As most people who read the List or the primary literature know by now,
this is NOT the case for nearly any modern CR studies: the 'AL' cohorts
are restricted by 10-20%, precisely to avoid the confounding effects of
obesity.

> so it's not fair to say that CR lifespan enhancement starts
> (at least as far as the experiments go) at normal weight.

It's not fair to say that CR lifespan enhancement starts at ANY weight.
CR is about *Calorie intake* -- not body weight (or BMI, %fat, etc etc).

-MR

>
1. McGoldrick, Kathryn E.
Years of Life Lost Due to Obesity.
Survey of Anesthesiology. 48(1):56-57, February 2004.
[No PMID]

2. Greenberg JA.
Biases in the mortality risk versus body mass index relationship in the
NHANES-1 Epidemiologic Follow-Up Study.
Int J Obes Relat Metab Disord. 2001 Jul;25(7):1071-8.
PMID: 11443509 [PubMed - indexed for MEDLINE]

3. Manson JE, Willett WC, Stampfer MJ, Colditz GA, Hunter DJ, Hankinson SE,
Hennekens CH, Speizer FE.
Body weight and mortality among women.
N Engl J Med. 1995 Sep 14;333(11):677-85.
PMID: 7637744 [PubMed - indexed for MEDLINE]

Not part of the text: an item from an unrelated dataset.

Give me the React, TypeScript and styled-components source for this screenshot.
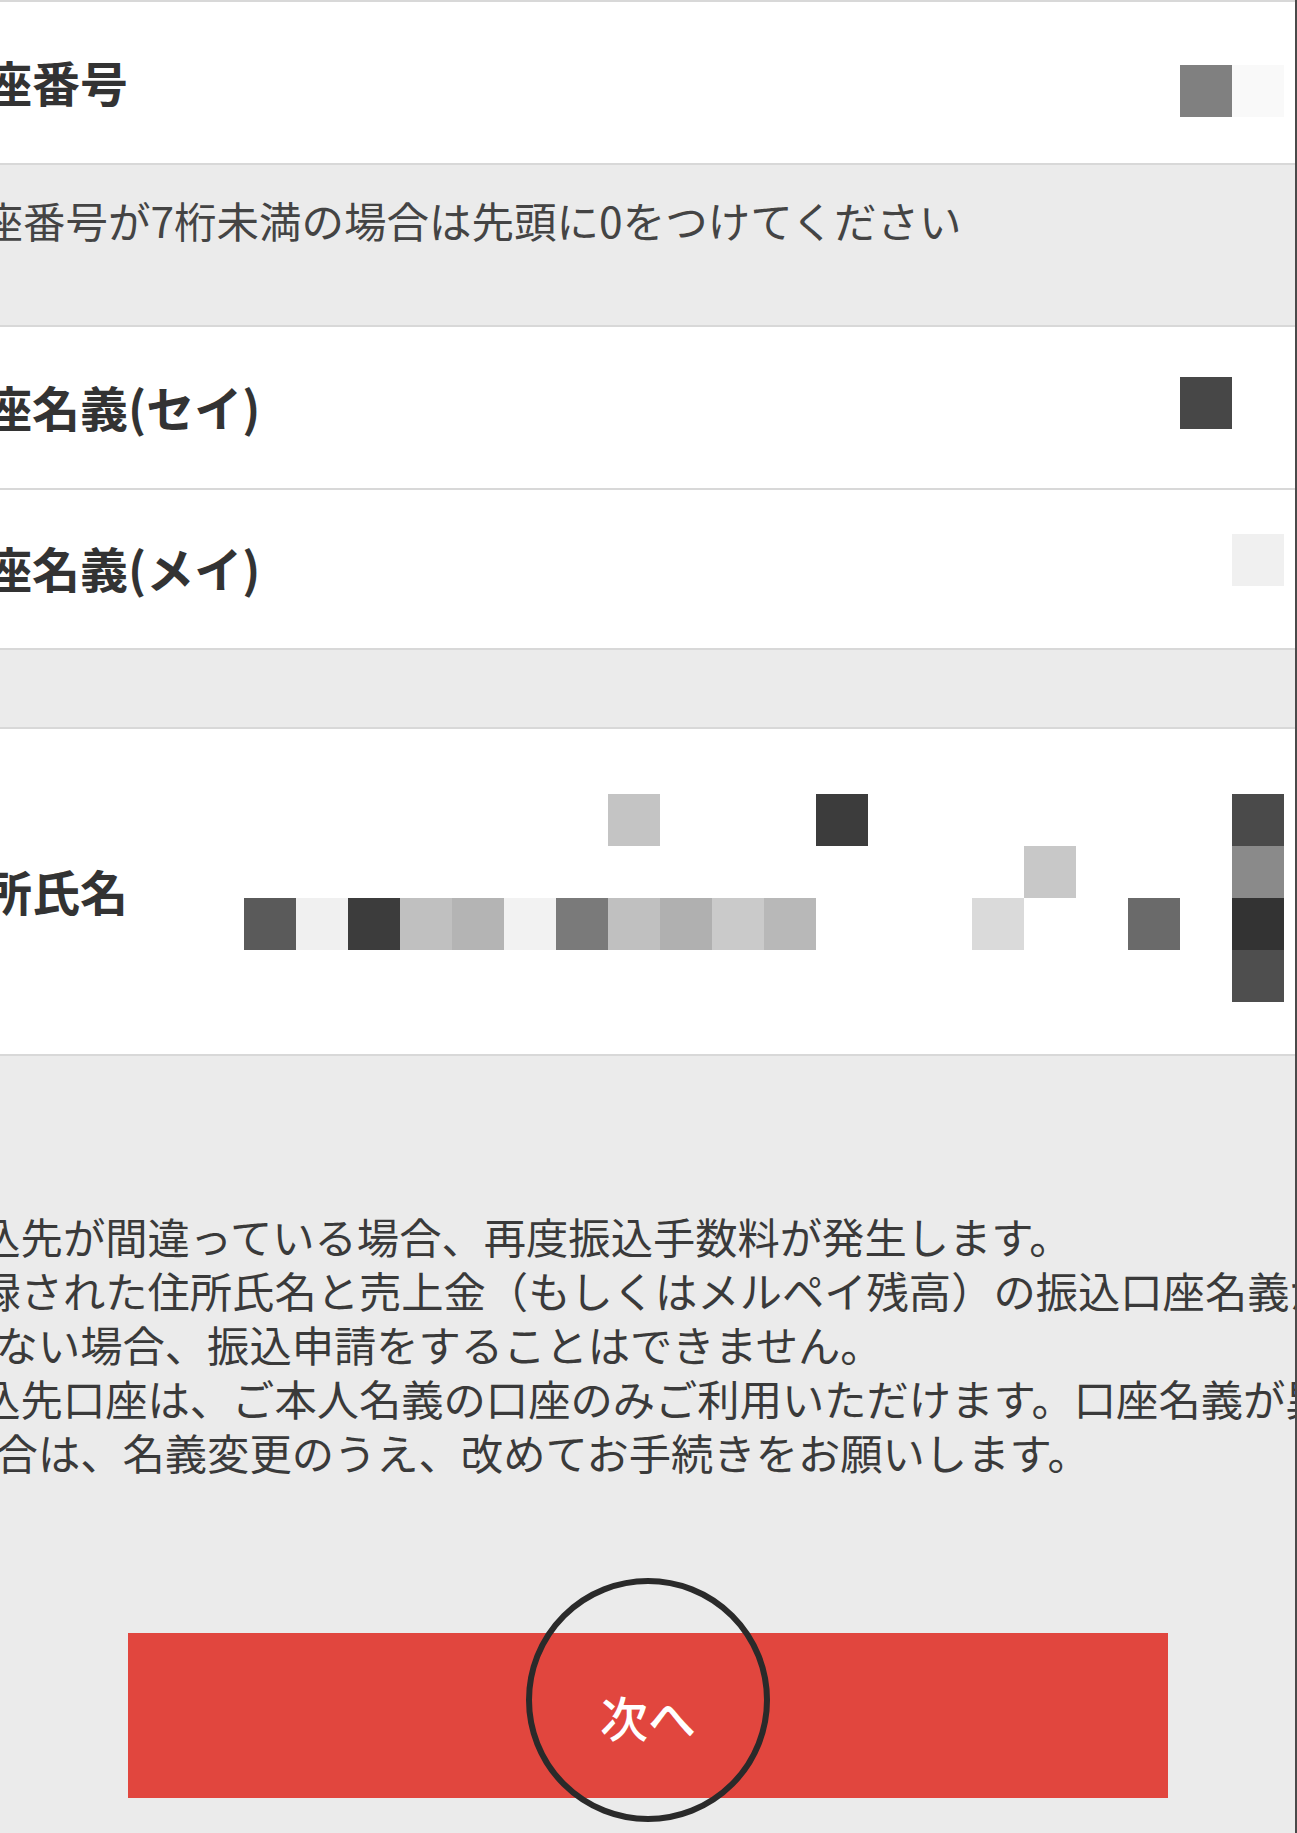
import React from "react";
import styled, { createGlobalStyle } from "styled-components";

const GlobalStyle = createGlobalStyle`
    html, body {
        margin: 0;
        padding: 0;
        background: #ebebeb;
    }
`;

// mosaic cells are 52px squares on one grid over the whole page
const CELL = 52;

type Cell = [number, number, string];

const Page = styled.div`
    position: relative;
    width: 1297px;
    min-height: 1833px;
    box-sizing: border-box;
    overflow: hidden;
    background: #ebebeb;
    border-right: 2px solid #4a4a4a;
    font-family: "Noto Sans CJK JP", "Noto Sans", sans-serif;
    color: #333;
`;

const Card = styled.section<{ gap?: number }>`
    background: #fff;
    border-top: 2px solid #d8d8d8;
    border-bottom: 2px solid #d8d8d8;
    margin-top: ${p => p.gap || 0}px;
`;

const Row = styled.div<{ h: number }>`
    position: relative;
    display: flex;
    align-items: center;
    height: ${p => p.h}px;
    padding-bottom: 4px;
    box-sizing: border-box;

    & + & {
        border-top: 2px solid #d8d8d8;
    }
`;

const Label = styled.div`
    margin-left: -64px;
    font-size: 48px;
    font-weight: 700;
    color: #333;
    white-space: nowrap;
`;

const Hint = styled.p`
    margin: 0 0 0 -62px;
    height: 160px;
    box-sizing: border-box;
    padding-top: 23px;
    font-size: 42.5px;
    line-height: 63px;
    color: #444;
    white-space: nowrap;
`;

// pixelated (censored) value, laid over the row
const Mosaic = styled.div<{ x: number; y: number }>`
    position: absolute;
    left: ${p => p.x}px;
    top: ${p => p.y}px;
    display: grid;
    grid-template-columns: repeat(20, ${CELL}px);
    grid-auto-rows: ${CELL}px;
    pointer-events: none;
`;

const Block = styled.span`
    display: block;
    width: ${CELL}px;
    height: ${CELL}px;
`;

/* first line of each note sits a little right of its wrapped lines */
const Notes = styled.ul`
    list-style: none;
    margin: 153px 0 0 -89px;
    padding: 0;
    width: calc(34em + 27px);
    font-size: 42.3px;
    line-height: 54px;
    color: #3a3a3a;
`;

const Note = styled.li`
    margin: 0;
    text-indent: 25px;
`;

const ButtonArea = styled.div`
    position: relative;
    margin: 154px 0 0 128px;
    width: 1040px;
`;

const NextButton = styled.button`
    display: flex;
    align-items: center;
    justify-content: center;
    width: 100%;
    height: 165px;
    border: none;
    background: #e1463e;
    color: #fff;
    font-family: inherit;
    font-size: 48px;
    font-weight: 500;
    padding: 0;
`;

// hand-drawn annotation ring round the button label
const Ring = styled.div`
    position: absolute;
    left: 50%;
    top: -55px;
    width: 244px;
    height: 244px;
    box-sizing: border-box;
    transform: translateX(-50%);
    border: 6px solid #2a2a2a;
    border-radius: 50%;
    pointer-events: none;
`;

const MosaicCells = ({ x, y, cells }: { x: number; y: number; cells: Cell[] }) => (
    <Mosaic x={x} y={y}>
        {cells.map(([col, row, color], i) => (
            <Block
                key={i}
                style={{ gridColumn: col + 1, gridRow: row + 1, background: color }}
            />
        ))}
    </Mosaic>
);

const nameCells: Cell[] = [
    [7, 0, "#c4c4c4"],
    [11, 0, "#3c3c3c"],
    [19, 0, "#4a4a4a"],
    [15, 1, "#c8c8c8"],
    [19, 1, "#8a8a8a"],
    [0, 2, "#5a5a5a"],
    [1, 2, "#f0f0f0"],
    [2, 2, "#3c3c3c"],
    [3, 2, "#c0c0c0"],
    [4, 2, "#b4b4b4"],
    [5, 2, "#f2f2f2"],
    [6, 2, "#7a7a7a"],
    [7, 2, "#c0c0c0"],
    [8, 2, "#b0b0b0"],
    [9, 2, "#cacaca"],
    [10, 2, "#b8b8b8"],
    [14, 2, "#dadada"],
    [17, 2, "#6a6a6a"],
    [19, 2, "#333333"],
    [19, 3, "#4e4e4e"],
];

const notes = [
    "振込先が間違っている場合、再度振込手数料が発生します。",
    "登録された住所氏名と売上金（もしくはメルペイ残高）の振込口座名義が一致しない場合、振込申請をすることはできません。",
    "振込先口座は、ご本人名義の口座のみご利用いただけます。口座名義が異なる場合は、名義変更のうえ、改めてお手続きをお願いします。",
];

const App = (): React.ReactElement => (
    <Page>
        <GlobalStyle />

        <Card>
            <Row h={161}>
                <Label>口座番号</Label>
                <MosaicCells
                    x={1180}
                    y={63}
                    cells={[
                        [0, 0, "#808080"],
                        [1, 0, "#f9f9f9"],
                    ]}
                />
            </Row>
        </Card>

        <Hint>口座番号が7桁未満の場合は先頭に0をつけてください</Hint>

        <Card>
            <Row h={161}>
                <Label>口座名義(セイ)</Label>
                <MosaicCells x={1180} y={50} cells={[[0, 0, "#474747"]]} />
            </Row>
            <Row h={160}>
                <Label>口座名義(メイ)</Label>
                <MosaicCells x={1232} y={44} cells={[[0, 0, "#f0f0f0"]]} />
            </Row>
        </Card>

        <Card gap={77}>
            <Row h={325}>
                <Label>住所氏名</Label>
                <MosaicCells x={244} y={65} cells={nameCells} />
            </Row>
        </Card>

        <Notes>
            {notes.map(text => (
                <Note key={text}>{text}</Note>
            ))}
        </Notes>

        <ButtonArea>
            <NextButton type="button">次へ</NextButton>
            <Ring />
        </ButtonArea>
    </Page>
);

export default App;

4. Field AE, Coakley EH, Must A, Spadano JL, Laird N, Dietz WH, Rimm E,
Colditz GA.
Impact of overweight on the risk of developing common chronic diseases
during a 10-year period.
Arch Intern Med. 2001 Jul 9;161(13):1581-6.
PMID: 11434789 [PubMed - indexed for MEDLINE]

5. Manson JE, Stampfer MJ, Hennekens CH, Willett WC.
Body weight and longevity. A reassessment.
JAMA. 1987 Jan 16;257(3):353-8.
PMID: 3795418 [PubMed - indexed for MEDLINE]

6. Perls T.
Genetic and environmental influences on exceptional longevity and the AGE
nomogram.
Ann N Y Acad Sci. 2002 Apr;959:1-13. Review.